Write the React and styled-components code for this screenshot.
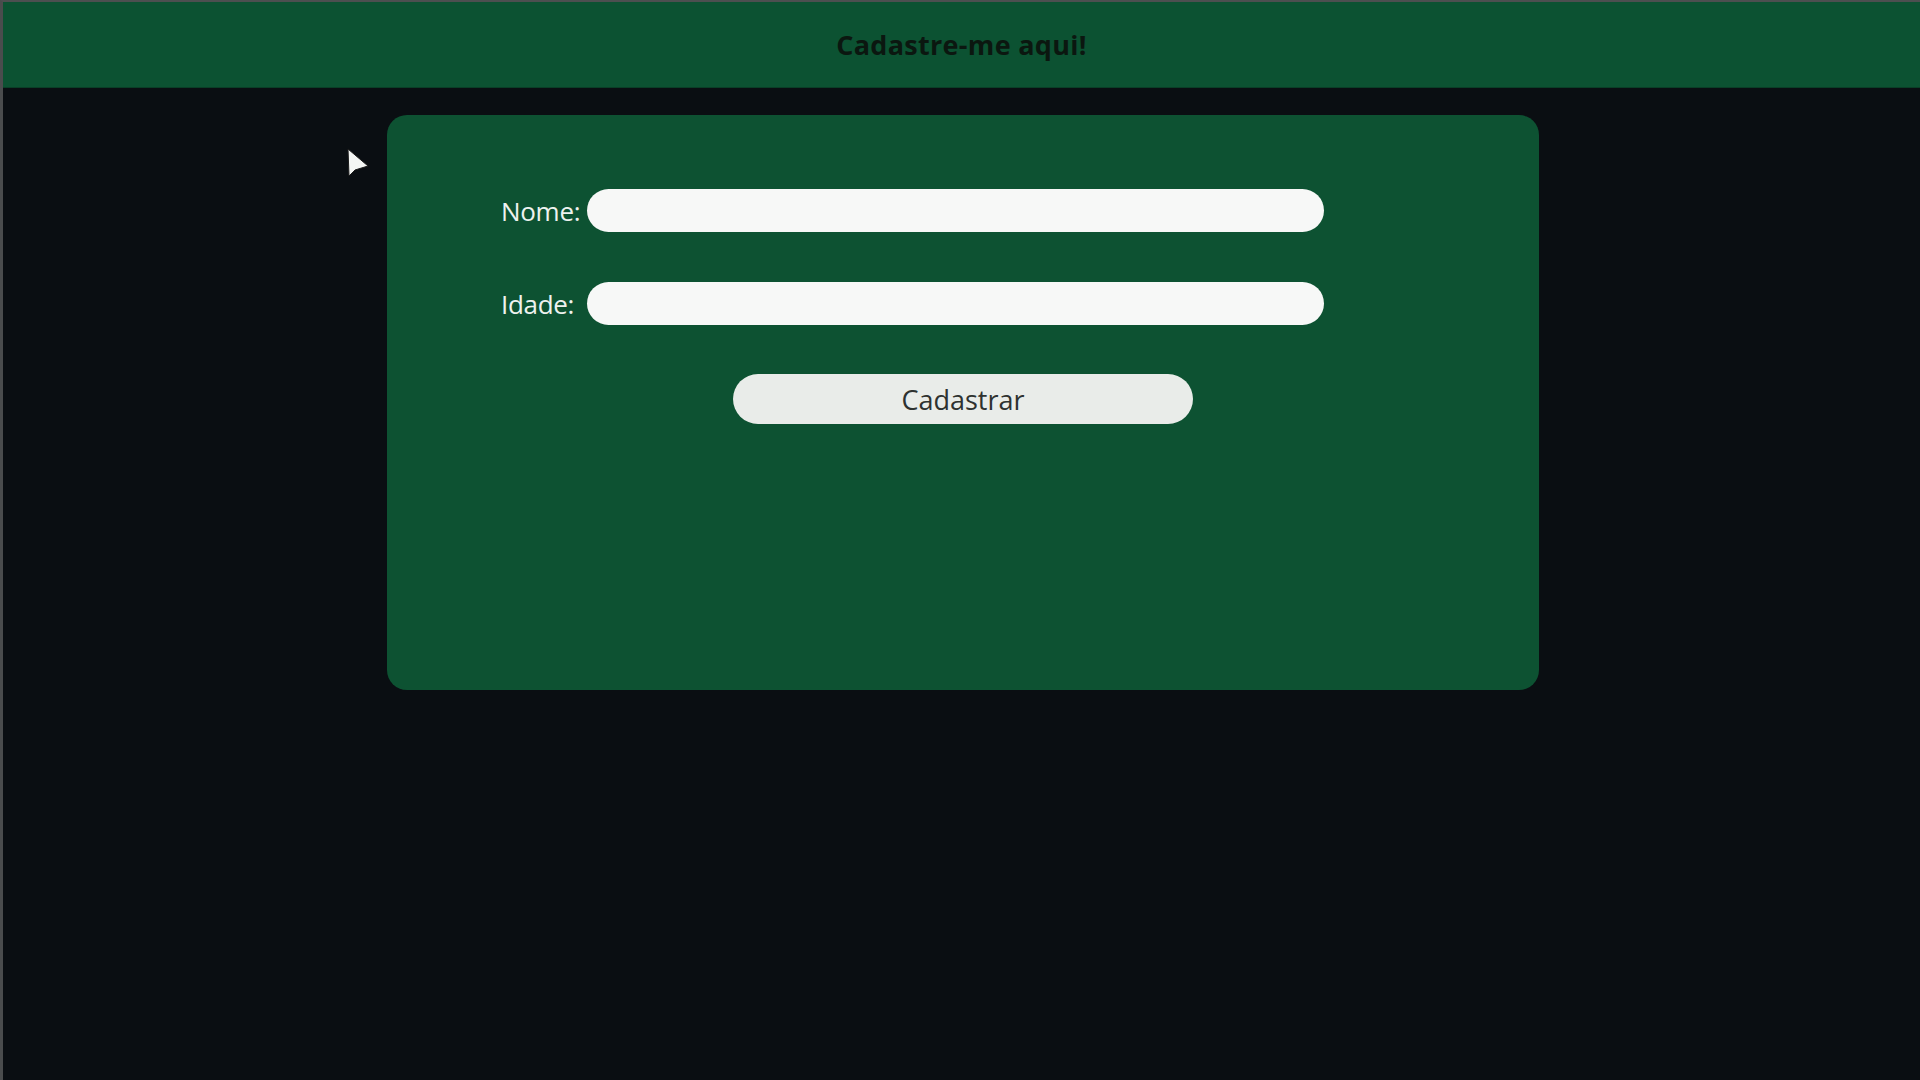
import React from "react";
import styled, { createGlobalStyle } from "styled-components";

const GlobalStyle = createGlobalStyle`
	html, body {
		margin: 0;
		padding: 0;
		background-color: #0a0e12;
	}
	body {
		font-family: "Open Sans", "Liberation Sans", sans-serif;
	}
	* {
		box-sizing: border-box;
	}
`;

function App() {
	return (
		<Page>
			<GlobalStyle />
			<Header>
				<Title>Cadastre-me aqui!</Title>
			</Header>
			<Main>
				<Cursor width="26" height="32" viewBox="0 0 26 32">
					<path
						d="M3 2 L4 29 L10 23 L23 19 Z"
						fill="#f4f6f4"
						stroke="#1c1c1c"
						strokeWidth="1"
						strokeLinejoin="round"
					/>
				</Cursor>
				<Card>
					<Form onSubmit={(e) => e.preventDefault()}>
						<Fields>
							<Label htmlFor="nome">Nome:</Label>
							<Input id="nome" type="text" />
							<Label htmlFor="idade">Idade:</Label>
							<Input id="idade" type="text" />
						</Fields>
						<ButtonRow>
							<Button type="submit">Cadastrar</Button>
						</ButtonRow>
					</Form>
				</Card>
			</Main>
		</Page>
	);
}

export default App;

const Page = styled.div`
	min-height: 1080px;
	background-color: #0a0e12;
	border-top: 2px solid #4d4f50;
	border-left: 3px solid #4a4c4d;
`;

const Header = styled.header`
	height: 86px;
	display: flex;
	align-items: center;
	justify-content: center;
	background-color: #0c5232;
	border-bottom: 1px solid #0a3f27;
`;

const Title = styled.h1`
	margin: 0;
	font-size: 27px;
	font-weight: 700;
	color: #0b1710;
	letter-spacing: 0.3px;
`;

const Main = styled.main`
	position: relative;
	padding-top: 27px;
	padding-left: 3px;
	display: flex;
	justify-content: center;
`;

const Cursor = styled.svg`
	position: absolute;
	left: 342px;
	top: 59px;
`;

const Card = styled.section`
	width: 1152px;
	height: 575px;
	background-color: #0d5232;
	border-radius: 20px;
	padding-top: 74px;
`;

const Form = styled.form`
	display: flex;
	flex-direction: column;
	gap: 49px;
`;

const Fields = styled.div`
	display: grid;
	grid-template-columns: auto 737px;
	justify-content: start;
	column-gap: 7px;
	row-gap: 50px;
	align-items: center;
	padding-left: 114px;
`;

const Label = styled.label`
	font-size: 26px;
	color: #eef2ef;
	letter-spacing: -0.3px;
`;

const Input = styled.input`
	height: 43px;
	border: none;
	border-radius: 22px;
	background-color: #f7f8f7;
	padding: 0 18px;
	font-size: 18px;
	outline: none;
`;

const ButtonRow = styled.div`
	display: flex;
	justify-content: center;
`;

const Button = styled.button`
	width: 460px;
	height: 50px;
	border: none;
	border-radius: 25px;
	background-color: #e9ece9;
	color: #2e3230;
	font-family: "Open Sans", "Liberation Sans", sans-serif;
	font-size: 27px;
	cursor: pointer;
`;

# # # #

To do:
Work out how many lines of the material above contain the word "components", then give only that figure.

Answer in full:
2